When you look at that footage, there’s nothing like it.

And there never will be.

It really is a defining moment in history, that entire show. From now until the induction ceremony, what do you have planned? How are you going to spend the next couple of weeks?

I had dinner with Bette Midler last night and we laughed all the way through dinner. I don’t know how much we ate but we laughed and had a good time. She’ll be inducting me. She asked, “Is there anything that you don’t want me to get into?” I said, “Girl, I’m an open book. You can say whatever you want!” I’m really just trying to get my nerves ready before standing out there in front of all my peers that I adore and have worked for all these years. They’re sending out little e-mails saying try to keep your speeches short.

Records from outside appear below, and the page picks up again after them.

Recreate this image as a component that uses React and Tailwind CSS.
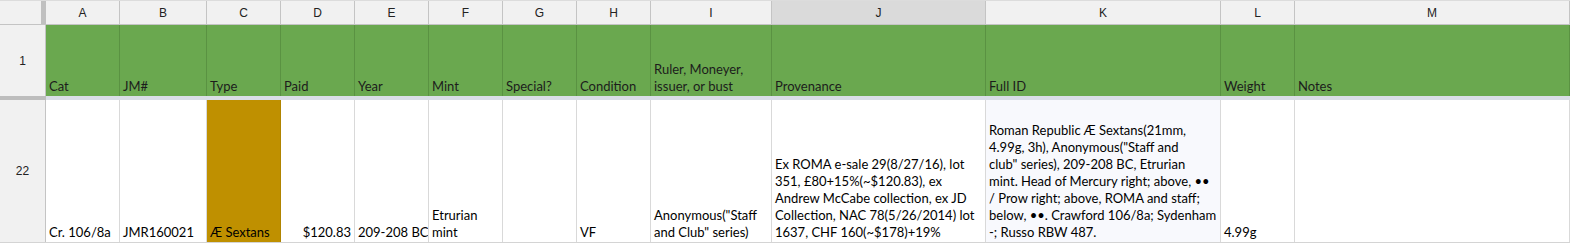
import React from "react";

const cols = [
  { key: "A", w: "w-[74px]", head: "Cat", val: ["Cr. 106/8a"] },
  { key: "B", w: "w-[87px]", head: "JM#", val: ["JMR160021"] },
  { key: "C", w: "w-[74px]", head: "Type", val: ["Æ Sextans"], bg: "bg-[#bf9000] border-[#b08400]" },
  { key: "D", w: "w-[74px]", head: "Paid", val: ["$120.83"], right: true },
  { key: "E", w: "w-[74px]", head: "Year", val: ["209-208 BC"] },
  { key: "F", w: "w-[74px]", head: "Mint", val: ["Etrurian", "mint"] },
  { key: "G", w: "w-[74px]", head: "Special?", val: [] },
  { key: "H", w: "w-[74px]", head: "Condition", val: ["VF"] },
  {
    key: "I",
    w: "w-[121px]",
    head: ["Ruler, Moneyer,", "issuer, or bust"],
    val: ['Anonymous("Staff', 'and Club" series)'],
  },
  {
    key: "J",
    w: "w-[214px]",
    head: "Provenance",
    active: true,
    val: [
      "Ex ROMA e-sale 29(8/27/16), lot",
      "351, £80+15%(~$120.83), ex",
      "Andrew McCabe collection, ex JD",
      "Collection, NAC 78(5/26/2014) lot",
      "1637, CHF 160(~$178)+19%",
    ],
  },
  {
    key: "K",
    w: "w-[235px]",
    head: "Full ID",
    bg: "bg-[#f8f9fd] border-[#d9d9d9]",
    val: [
      "Roman Republic Æ Sextans(21mm,",
      '4.99g, 3h), Anonymous("Staff and',
      'club" series), 209-208 BC, Etrurian',
      "mint. Head of Mercury right; above, ••",
      "/ Prow right; above, ROMA and staff;",
      "below, ••. Crawford 106/8a; Sydenham",
      "-; Russo RBW 487.",
    ],
  },
  { key: "L", w: "w-[74px]", head: "Weight", val: ["4.99g"] },
  { key: "M", w: "flex-1", head: "Notes", val: [] },
];

const cellFont = { fontFamily: "Lato, 'Open Sans', sans-serif" };

const Lines = ({ lines }) => (
  <>
    {(Array.isArray(lines) ? lines : [lines]).map((l, i) => (
      <div key={i} className="whitespace-nowrap leading-[17px]">
        {l}
      </div>
    ))}
  </>
);

export default function App() {
  return (
    <div className="w-[1570px] h-[244px] bg-white overflow-hidden font-['Liberation_Sans',Arial,sans-serif]">
      {/* column letters */}
      <div className="flex h-[25px] border-t border-[#dcdcdc] border-b border-b-[#c4c4c4] bg-[#f1f1f1]">
        <div className="w-[46px] flex shrink-0">
          <div className="w-[41px]" />
          <div className="w-[5px] bg-[#c0c0c0]" />
        </div>
        {cols.map((c) => (
          <div
            key={c.key}
            className={`${c.w} shrink-0 border-r border-[#c4c4c4] flex items-center justify-center text-[12px] text-[#222] ${
              c.active ? "bg-[#dadada]" : ""
            }`}
          >
            {c.key}
          </div>
        ))}
      </div>

      {/* row 1 */}
      <div className="flex h-[71px]">
        <div className="w-[46px] shrink-0 bg-[#f1f1f1] border-r border-[#c4c4c4] flex items-center justify-center text-[12px] text-[#222]">
          1
        </div>
        {cols.map((c) => (
          <div
            key={c.key}
            style={cellFont}
            className={`${c.w} shrink-0 bg-[#6aa84f] border-r border-[#5a9242] flex flex-col justify-end px-[3px] pb-[1px] text-[13px] text-[#1c1c1c] overflow-hidden`}
          >
            <Lines lines={c.head} />
          </div>
        ))}
      </div>

      {/* frozen divider */}
      <div className="flex h-[4px]">
        <div className="w-[46px] shrink-0 bg-[#bdbdbd]" />
        <div className="flex-1 bg-[#dadee7]" />
      </div>

      {/* row 22 */}
      <div className="flex h-[143px] border-b border-[#d4d4d4]">
        <div className="w-[46px] shrink-0 bg-[#f1f1f1] border-r border-[#c4c4c4] flex items-center justify-center text-[12px] text-[#222]">
          22
        </div>
        {cols.map((c) => (
          <div
            key={c.key}
            style={cellFont}
            className={`${c.w} shrink-0 border-r ${c.bg ? c.bg : "bg-white border-[#d9d9d9]"} flex flex-col justify-end px-[3px] pb-[1px] text-[13px] text-black overflow-hidden ${
              c.right ? "items-end" : ""
            }`}
          >
            <Lines lines={c.val} />
          </div>
        ))}
      </div>
    </div>
  );
}
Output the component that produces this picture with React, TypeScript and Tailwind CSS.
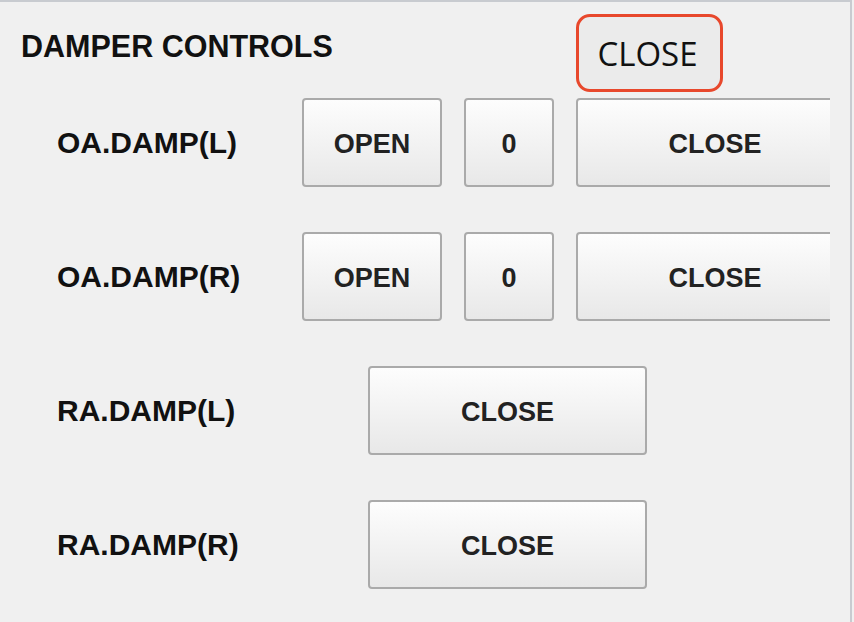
import React from "react";

const btn =
  "shrink-0 h-[89px] flex items-center justify-center rounded-[4px] border-2 border-[#aaaaaa] bg-linear-to-b from-[#fdfdfd] to-[#e8e8e8] pt-[4px] text-[27px] font-bold text-[#222222]";

function Label({ text }: { text: string }) {
  return (
    <div className="w-[245px] shrink-0 text-[30px] font-bold leading-none text-[#111111]">
      {text}
    </div>
  );
}

function OutsideAirRow({ label }: { label: string }) {
  return (
    <div className="flex h-[89px] w-[773px] items-center overflow-hidden">
      <Label text={label} />
      <div className={`${btn} w-[140px]`}>OPEN</div>
      <div className={`${btn} ml-[22px] w-[90px]`}>0</div>
      <div className={`${btn} ml-[22px] w-[278px]`}>CLOSE</div>
    </div>
  );
}

function ReturnAirRow({ label }: { label: string }) {
  return (
    <div className="flex h-[89px] w-[773px] items-center">
      <Label text={label} />
      <div className={`${btn} ml-[66px] w-[279px]`}>CLOSE</div>
    </div>
  );
}

export default function App() {
  return (
    <div className="relative h-[622px] w-[854px] overflow-hidden bg-[#f0f0f0] font-['Liberation_Sans',Arial,sans-serif]">
      <div className="h-full w-[852px] border-t-2 border-r-2 border-[#c8cbd0] pt-[29px]">
        <h1 className="h-[30px] pl-[21px] text-[30.5px] font-bold leading-[30px] text-[#111111]">
          DAMPER CONTROLS
        </h1>
        <div className="mt-[37px] flex flex-col gap-[45px] pl-[57px]">
          <OutsideAirRow label="OA.DAMP(L)" />
          <OutsideAirRow label="OA.DAMP(R)" />
          <ReturnAirRow label="RA.DAMP(L)" />
          <ReturnAirRow label="RA.DAMP(R)" />
        </div>
      </div>

      {/* status tooltip */}
      <div className="absolute left-[576px] top-[14px] flex h-[78px] w-[147px] items-center justify-center rounded-[14px] border-[3px] border-[#e8482c] bg-[#ebebeb] pr-[4px] font-['Open_Sans',sans-serif] text-[33px] leading-none text-[#111111]">
        CLOSE
      </div>
    </div>
  );
}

I said, “Okay I’ll cry for five minutes!”

When did you first get to know Bette? How did you come into each other’s lives?

I met her through Marc Shaiman, he played piano for her. When Al Gore was running for President, she asked me to come and sing with her on stage. I was like, “Wow! Sure.” I’d been working with her off and on for about 15 years. She always puts me in something that’s huge. She’s wonderful.

All these years later, what do you share in common with the woman singing “(Today I Met) The Boy I’m Going to Marry?”

I still have a lot in common with that person. It’s amazing. I love being married. I’ve been married three times. My third husband and I have been together for 27 years …

Congratulations!

Thank you. It means a lot to me, the sanctity of marriage. It talks about two people trying to get along because it’s a 24/7 job. It’s something you work on every day, having respect for one another, and that song tells that. It’s still a personal song for me, even today.

I know that song holds a special place for so many people who have you in the fabric of their lives. That’s a very powerful thing.

It really is. It’s very powerful. I really do not take it for granted, either. It’s a wonderful part of my life.